- _EXERCISE INSTRUCTIONS_: Reproduce the data below in full and exclude every picture.
[start of INFORMATION SUPPLIED]
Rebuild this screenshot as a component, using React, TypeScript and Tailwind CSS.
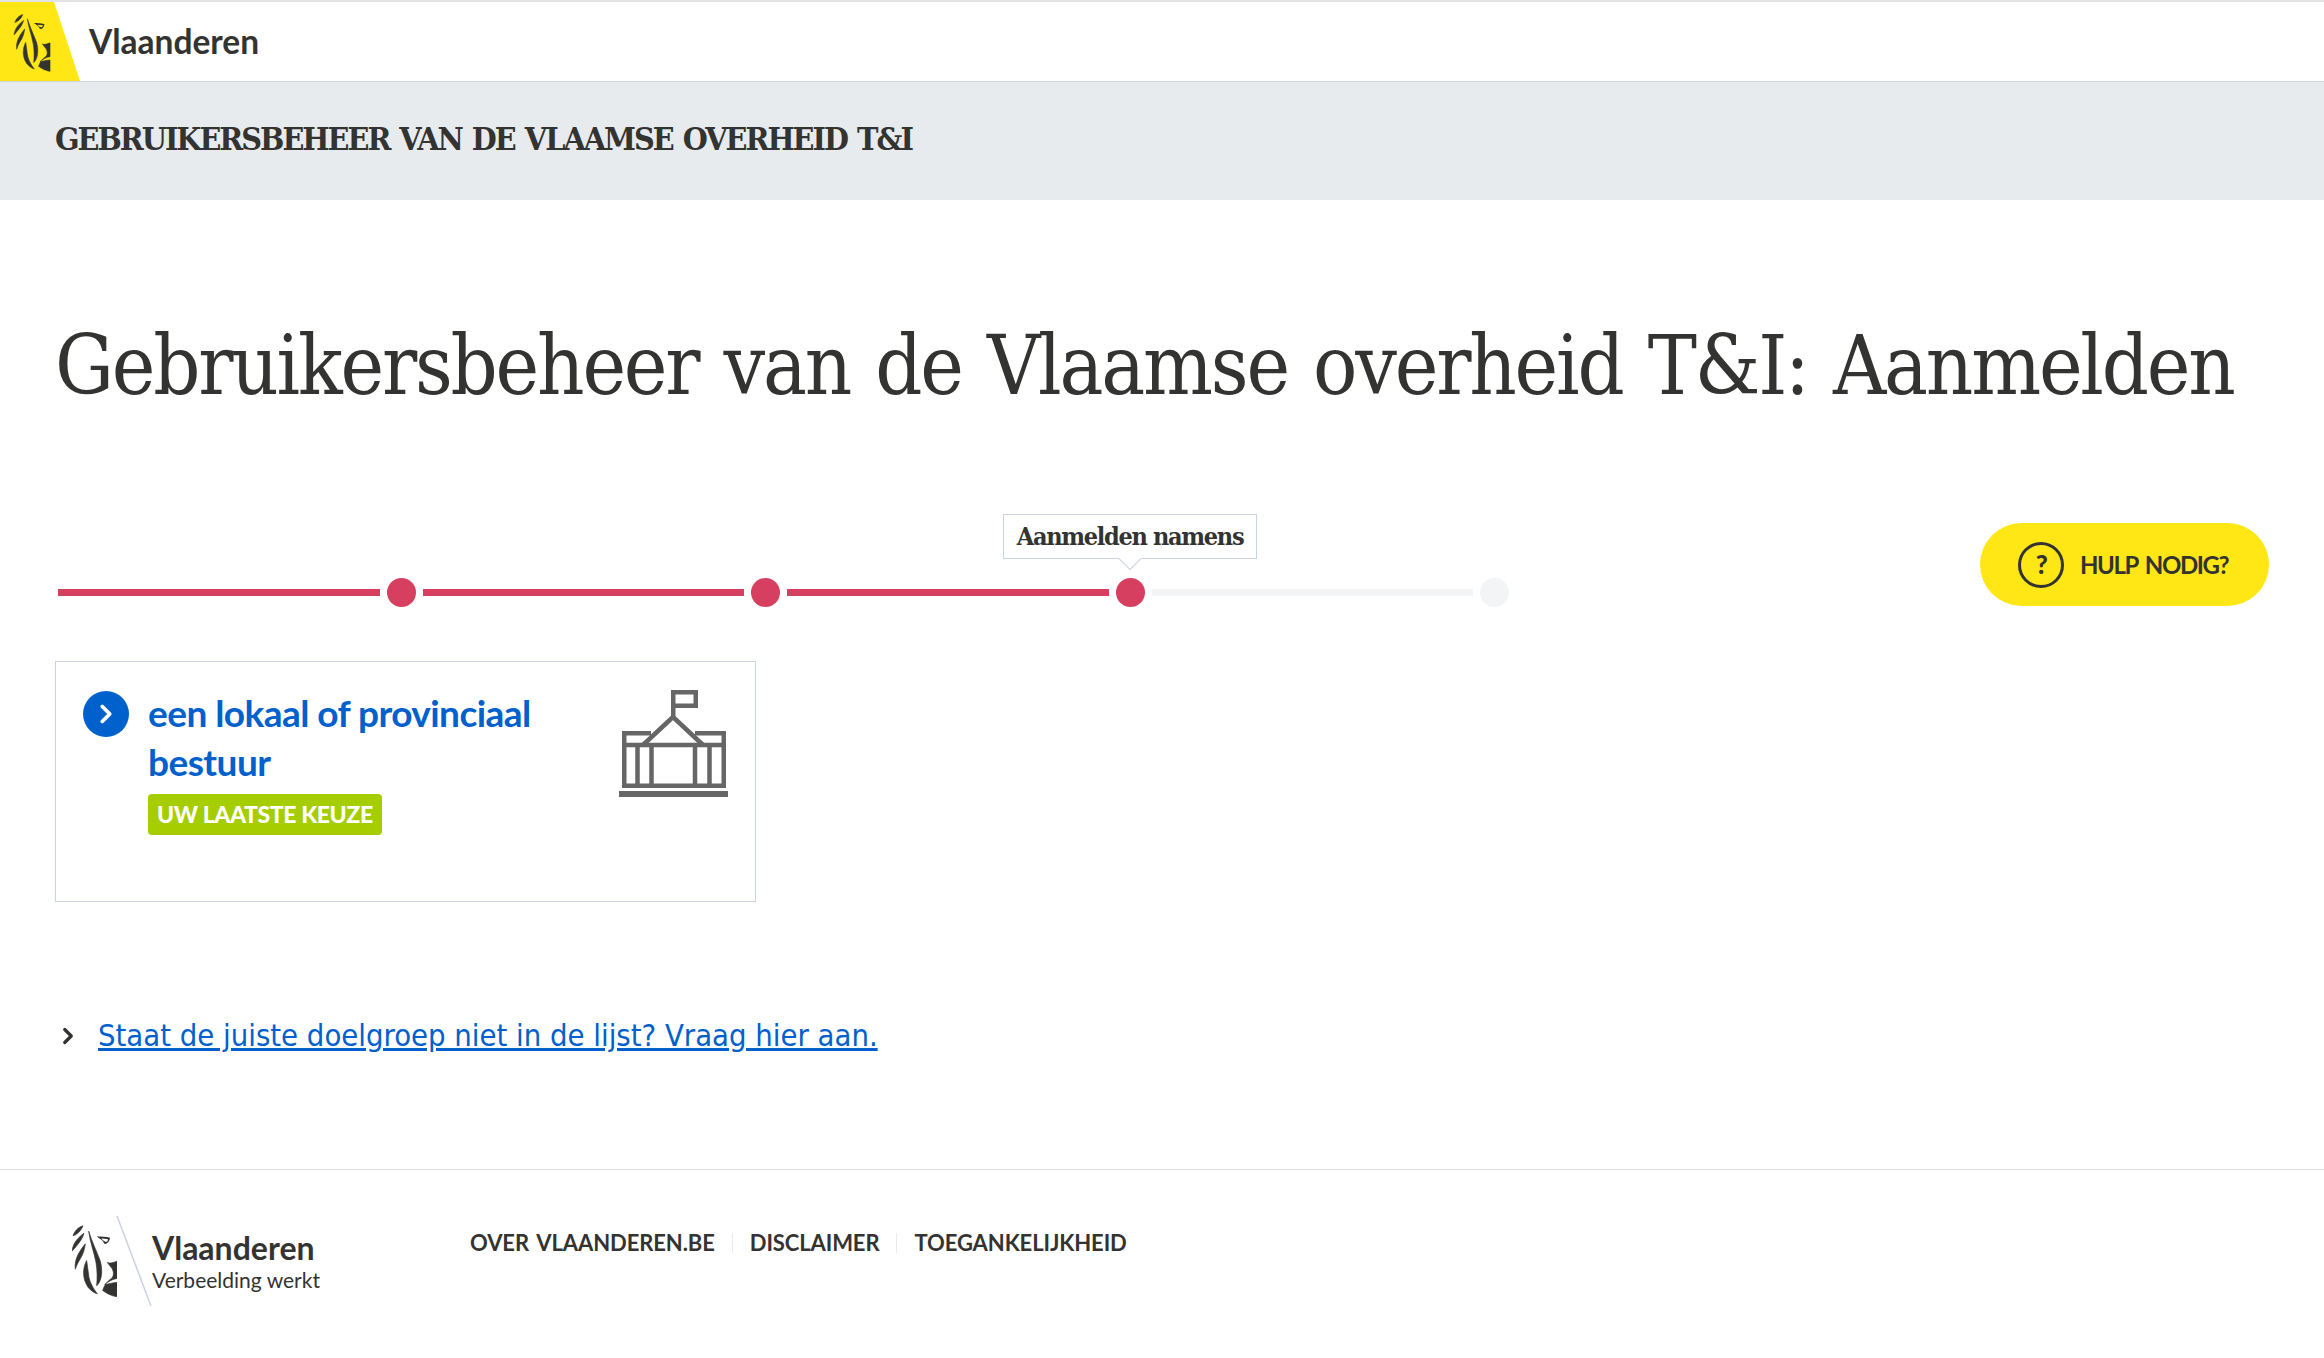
import { ChevronRight } from "lucide-react";

function LionPaths() {
    return (
        <g fill="#333332" stroke="#333332" strokeWidth="2">
            <path d="M33 2 C20 6 8 16 3 32 C16 28 28 16 33 2Z" />
            <path d="M36 24 C20 36 3 52 0 78 C6 72 9 68 14 62 C22 52 32 40 36 24Z" />
            <path d="M40 56 C24 76 6 100 10 132 C14 120 18 112 24 102 C32 90 38 74 40 56Z" />
            <path d="M44 106 C32 128 30 160 48 186 C56 196 66 203 76 206 C64 190 52 170 50 150 C48 135 46 120 44 106Z" />
            <path d="M50 18 C54 50 66 80 72 112 C76 136 76 160 74 182 C92 165 92 130 84 105 C74 78 60 50 50 18Z" />
            <path fillRule="evenodd" stroke="none" d="M74 34 C88 34 102 34 114 38 C113 50 104 58 97 56 C94 46 84 41 74 34Z M88 40 C93 47 99 50 105 50 C107 47 108 45 108 42 C102 41 95 40 88 40Z" />
            <path d="M106 112 C114 116 124 112 135 108 L135 160 C122 162 110 168 98 178 C106 178 122 172 135 172 L135 215 C118 212 104 205 92 196 C96 182 104 170 118 160 C126 154 126 140 120 130 C116 124 110 118 106 112Z" />
        </g>
    );
}

function BuildingIcon() {
    return (
        <svg viewBox="0 0 110 108" className="-mt-[1px] h-[108px] w-[110px]" fill="none" stroke="#666666" strokeWidth="4.5">
            <path d="M54.25 27 V2.25 H76.75 V15.75 H54.25" />
            <path d="M54 27 L24 55 M54 27 L84 55" />
            <path d="M32 43.25 H5.25 V95.75 H104.75 V43.25 H76" />
            <path d="M5 55 H105" />
            <path d="M18.5 55 V96 M32.5 55 V96 M76 55 V96 M90.5 55 V96" />
            <path d="M0 104 H109" strokeWidth="6" />
        </svg>
    );
}

function StepLine({ done }: { done: boolean }) {
    return <div className={done ? "h-[7px] w-[321.5px] bg-[#d63f5f]" : "h-[7px] w-[321.5px] bg-[#f3f4f6]"} />;
}

function StepDot({ done }: { done: boolean }) {
    return <div className={done ? "h-[29px] w-[29px] rounded-full bg-[#d63f5f]" : "h-[29px] w-[29px] rounded-full bg-[#f3f4f6]"} />;
}

export default function App() {
    return (
        <div className="flex min-h-[1358px] flex-col overflow-hidden bg-white text-[#333332] [font-family:Lato,sans-serif]">
            {/* Header */}
            <header className="flex h-[82px] items-center border-t-2 border-b border-t-[#e2e3e4] border-b-[#cfd5dd]">
                <svg viewBox="0 0 80 79" className="h-[79px] w-[80px] shrink-0">
                    <polygon points="0,0 54,0 80,79 0,79" fill="#ffe615" />
                    <g transform="translate(14 12) scale(0.267)">
                        <LionPaths />
                    </g>
                </svg>
                <span className="ml-[9px] text-[33.5px] font-bold leading-none">Vlaanderen</span>
            </header>
            <div className="flex h-[118px] items-center bg-[#e8ebee] pb-[4px] pl-[55px]">
                <h2 className="text-[32px] font-bold leading-none tracking-[-2px] [font-family:'DejaVu_Serif',serif] [font-stretch:condensed] [word-spacing:2px]">
                    GEBRUIKERSBEHEER VAN DE VLAAMSE OVERHEID T&amp;I
                </h2>
            </div>

            {/* Main */}
            <main className="flex-1 px-[55px]">
                <h1 className="mt-[113px] text-[82px] font-normal leading-[105px] tracking-[-2.2px] whitespace-nowrap [font-family:'DejaVu_Serif',serif] [font-stretch:condensed] [word-spacing:4px]">
                    Gebruikersbeheer van de Vlaamse overheid T&amp;I: Aanmelden
                </h1>

                <div className="mt-[96px] flex items-start justify-between">
                    <div className="relative flex items-center gap-[7px] pl-[3px] pt-[64px]">
                        <StepLine done />
                        <StepDot done />
                        <StepLine done />
                        <StepDot done />
                        <StepLine done />
                        <StepDot done />
                        <StepLine done={false} />
                        <StepDot done={false} />
                        <div className="absolute left-[948px] top-0 flex h-[45px] w-[254px] items-center justify-center border border-[#cbd2e0] bg-white text-[25px] font-bold tracking-[-1.3px] whitespace-nowrap [font-family:'DejaVu_Serif',serif] [font-stretch:condensed]">
                            Aanmelden namens
                            <span className="absolute -bottom-[9px] left-1/2 h-[16px] w-[16px] -translate-x-1/2 rotate-45 border-r border-b border-[#cbd2e0] bg-white" />
                        </div>
                    </div>
                    <button className="mt-[9px] flex h-[83px] w-[289px] items-center rounded-full bg-[#ffe615] pl-[38px] text-[24px] font-bold tracking-[-1.4px] [word-spacing:3px]">
                        <span className="flex h-[46px] w-[46px] items-center justify-center rounded-full border-[3px] border-[#333332] text-[26px] font-black">?</span>
                        <span className="ml-[16px]">HULP NODIG?</span>
                    </button>
                </div>

                <div className="mt-[54px] flex h-[241px] w-[701px] justify-between border border-[#cbd2e0] pl-[27px] pr-[26px] pt-[29px]">
                    <div className="flex items-start gap-[19px]">
                        <span className="flex h-[46px] w-[46px] shrink-0 items-center justify-center rounded-full bg-[#0060cc]">
                            <ChevronRight className="h-[30px] w-[30px] text-white" strokeWidth={3} />
                        </span>
                        <div>
                            <div className="-mt-[3px] w-[420px] text-[37px] font-bold leading-[49px] tracking-[-0.55px] text-[#0060cc]">
                                een lokaal of provinciaal bestuur
                            </div>
                            <span className="mt-[8px] inline-block rounded-[4px] bg-[#a5cd00] px-[9px] text-[23px] font-black leading-[41px] tracking-[-0.4px] text-white">
                                UW LAATSTE KEUZE
                            </span>
                        </div>
                    </div>
                    <BuildingIcon />
                </div>

                <div className="mt-[112px] flex items-center gap-[17px]">
                    <ChevronRight className="h-[26px] w-[26px]" strokeWidth={3} />
                    <a className="text-[30.7px] leading-[44px] text-[#0060cc] underline [font-family:'DejaVu_Sans',sans-serif] [font-stretch:condensed]">
                        Staat de juiste doelgroep niet in de lijst? Vraag hier aan.
                    </a>
                </div>
            </main>

            {/* Footer */}
            <footer className="flex h-[189px] items-start border-t border-[#d8dce3]">
                <div className="relative ml-[72px] mt-[41px] flex h-[100px] w-[398px] items-center">
                    <svg viewBox="0 0 135 215" className="h-[72px] w-[45px]">
                        <LionPaths />
                    </svg>
                    <svg viewBox="0 0 36 92" className="absolute left-[44px] top-[4px] h-[92px] w-[36px]">
                        <line x1="1" y1="1" x2="35" y2="91" stroke="#cbd2e0" strokeWidth="1.5" />
                    </svg>
                    <div className="ml-[35px]">
                        <div className="text-[32px] font-bold leading-[38px]">Vlaanderen</div>
                        <div className="text-[21px] leading-[26px]">Verbeelding werkt</div>
                    </div>
                </div>
                <nav className="mt-[56px] flex items-center text-[22px] font-bold tracking-[-0.1px] [word-spacing:3px]">
                    <a>OVER VLAANDEREN.BE</a>
                    <span className="mx-[17px] h-[20px] w-px bg-[#e8ebee]" />
                    <a>DISCLAIMER</a>
                    <span className="mx-[17px] h-[20px] w-px bg-[#e8ebee]" />
                    <a>TOEGANKELIJKHEID</a>
                </nav>
            </footer>
        </div>
    );
}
[end of INFORMATION SUPPLIED]
- _TASK RESPONSE_:
Rebuild this screenshot as a component, using React, TypeScript and Tailwind CSS.
import { ChevronRight } from "lucide-react";

function LionPaths() {
    return (
        <g fill="#333332" stroke="#333332" strokeWidth="2">
            <path d="M33 2 C20 6 8 16 3 32 C16 28 28 16 33 2Z" />
            <path d="M36 24 C20 36 3 52 0 78 C6 72 9 68 14 62 C22 52 32 40 36 24Z" />
            <path d="M40 56 C24 76 6 100 10 132 C14 120 18 112 24 102 C32 90 38 74 40 56Z" />
            <path d="M44 106 C32 128 30 160 48 186 C56 196 66 203 76 206 C64 190 52 170 50 150 C48 135 46 120 44 106Z" />
            <path d="M50 18 C54 50 66 80 72 112 C76 136 76 160 74 182 C92 165 92 130 84 105 C74 78 60 50 50 18Z" />
            <path fillRule="evenodd" stroke="none" d="M74 34 C88 34 102 34 114 38 C113 50 104 58 97 56 C94 46 84 41 74 34Z M88 40 C93 47 99 50 105 50 C107 47 108 45 108 42 C102 41 95 40 88 40Z" />
            <path d="M106 112 C114 116 124 112 135 108 L135 160 C122 162 110 168 98 178 C106 178 122 172 135 172 L135 215 C118 212 104 205 92 196 C96 182 104 170 118 160 C126 154 126 140 120 130 C116 124 110 118 106 112Z" />
        </g>
    );
}

function BuildingIcon() {
    return (
        <svg viewBox="0 0 110 108" className="-mt-[1px] h-[108px] w-[110px]" fill="none" stroke="#666666" strokeWidth="4.5">
            <path d="M54.25 27 V2.25 H76.75 V15.75 H54.25" />
            <path d="M54 27 L24 55 M54 27 L84 55" />
            <path d="M32 43.25 H5.25 V95.75 H104.75 V43.25 H76" />
            <path d="M5 55 H105" />
            <path d="M18.5 55 V96 M32.5 55 V96 M76 55 V96 M90.5 55 V96" />
            <path d="M0 104 H109" strokeWidth="6" />
        </svg>
    );
}

function StepLine({ done }: { done: boolean }) {
    return <div className={done ? "h-[7px] w-[321.5px] bg-[#d63f5f]" : "h-[7px] w-[321.5px] bg-[#f3f4f6]"} />;
}

function StepDot({ done }: { done: boolean }) {
    return <div className={done ? "h-[29px] w-[29px] rounded-full bg-[#d63f5f]" : "h-[29px] w-[29px] rounded-full bg-[#f3f4f6]"} />;
}

export default function App() {
    return (
        <div className="flex min-h-[1358px] flex-col overflow-hidden bg-white text-[#333332] [font-family:Lato,sans-serif]">
            {/* Header */}
            <header className="flex h-[82px] items-center border-t-2 border-b border-t-[#e2e3e4] border-b-[#cfd5dd]">
                <svg viewBox="0 0 80 79" className="h-[79px] w-[80px] shrink-0">
                    <polygon points="0,0 54,0 80,79 0,79" fill="#ffe615" />
                    <g transform="translate(14 12) scale(0.267)">
                        <LionPaths />
                    </g>
                </svg>
                <span className="ml-[9px] text-[33.5px] font-bold leading-none">Vlaanderen</span>
            </header>
            <div className="flex h-[118px] items-center bg-[#e8ebee] pb-[4px] pl-[55px]">
                <h2 className="text-[32px] font-bold leading-none tracking-[-2px] [font-family:'DejaVu_Serif',serif] [font-stretch:condensed] [word-spacing:2px]">
                    GEBRUIKERSBEHEER VAN DE VLAAMSE OVERHEID T&amp;I
                </h2>
            </div>

            {/* Main */}
            <main className="flex-1 px-[55px]">
                <h1 className="mt-[113px] text-[82px] font-normal leading-[105px] tracking-[-2.2px] whitespace-nowrap [font-family:'DejaVu_Serif',serif] [font-stretch:condensed] [word-spacing:4px]">
                    Gebruikersbeheer van de Vlaamse overheid T&amp;I: Aanmelden
                </h1>

                <div className="mt-[96px] flex items-start justify-between">
                    <div className="relative flex items-center gap-[7px] pl-[3px] pt-[64px]">
                        <StepLine done />
                        <StepDot done />
                        <StepLine done />
                        <StepDot done />
                        <StepLine done />
                        <StepDot done />
                        <StepLine done={false} />
                        <StepDot done={false} />
                        <div className="absolute left-[948px] top-0 flex h-[45px] w-[254px] items-center justify-center border border-[#cbd2e0] bg-white text-[25px] font-bold tracking-[-1.3px] whitespace-nowrap [font-family:'DejaVu_Serif',serif] [font-stretch:condensed]">
                            Aanmelden namens
                            <span className="absolute -bottom-[9px] left-1/2 h-[16px] w-[16px] -translate-x-1/2 rotate-45 border-r border-b border-[#cbd2e0] bg-white" />
                        </div>
                    </div>
                    <button className="mt-[9px] flex h-[83px] w-[289px] items-center rounded-full bg-[#ffe615] pl-[38px] text-[24px] font-bold tracking-[-1.4px] [word-spacing:3px]">
                        <span className="flex h-[46px] w-[46px] items-center justify-center rounded-full border-[3px] border-[#333332] text-[26px] font-black">?</span>
                        <span className="ml-[16px]">HULP NODIG?</span>
                    </button>
                </div>

                <div className="mt-[54px] flex h-[241px] w-[701px] justify-between border border-[#cbd2e0] pl-[27px] pr-[26px] pt-[29px]">
                    <div className="flex items-start gap-[19px]">
                        <span className="flex h-[46px] w-[46px] shrink-0 items-center justify-center rounded-full bg-[#0060cc]">
                            <ChevronRight className="h-[30px] w-[30px] text-white" strokeWidth={3} />
                        </span>
                        <div>
                            <div className="-mt-[3px] w-[420px] text-[37px] font-bold leading-[49px] tracking-[-0.55px] text-[#0060cc]">
                                een lokaal of provinciaal bestuur
                            </div>
                            <span className="mt-[8px] inline-block rounded-[4px] bg-[#a5cd00] px-[9px] text-[23px] font-black leading-[41px] tracking-[-0.4px] text-white">
                                UW LAATSTE KEUZE
                            </span>
                        </div>
                    </div>
                    <BuildingIcon />
                </div>

                <div className="mt-[112px] flex items-center gap-[17px]">
                    <ChevronRight className="h-[26px] w-[26px]" strokeWidth={3} />
                    <a className="text-[30.7px] leading-[44px] text-[#0060cc] underline [font-family:'DejaVu_Sans',sans-serif] [font-stretch:condensed]">
                        Staat de juiste doelgroep niet in de lijst? Vraag hier aan.
                    </a>
                </div>
            </main>

            {/* Footer */}
            <footer className="flex h-[189px] items-start border-t border-[#d8dce3]">
                <div className="relative ml-[72px] mt-[41px] flex h-[100px] w-[398px] items-center">
                    <svg viewBox="0 0 135 215" className="h-[72px] w-[45px]">
                        <LionPaths />
                    </svg>
                    <svg viewBox="0 0 36 92" className="absolute left-[44px] top-[4px] h-[92px] w-[36px]">
                        <line x1="1" y1="1" x2="35" y2="91" stroke="#cbd2e0" strokeWidth="1.5" />
                    </svg>
                    <div className="ml-[35px]">
                        <div className="text-[32px] font-bold leading-[38px]">Vlaanderen</div>
                        <div className="text-[21px] leading-[26px]">Verbeelding werkt</div>
                    </div>
                </div>
                <nav className="mt-[56px] flex items-center text-[22px] font-bold tracking-[-0.1px] [word-spacing:3px]">
                    <a>OVER VLAANDEREN.BE</a>
                    <span className="mx-[17px] h-[20px] w-px bg-[#e8ebee]" />
                    <a>DISCLAIMER</a>
                    <span className="mx-[17px] h-[20px] w-px bg-[#e8ebee]" />
                    <a>TOEGANKELIJKHEID</a>
                </nav>
            </footer>
        </div>
    );
}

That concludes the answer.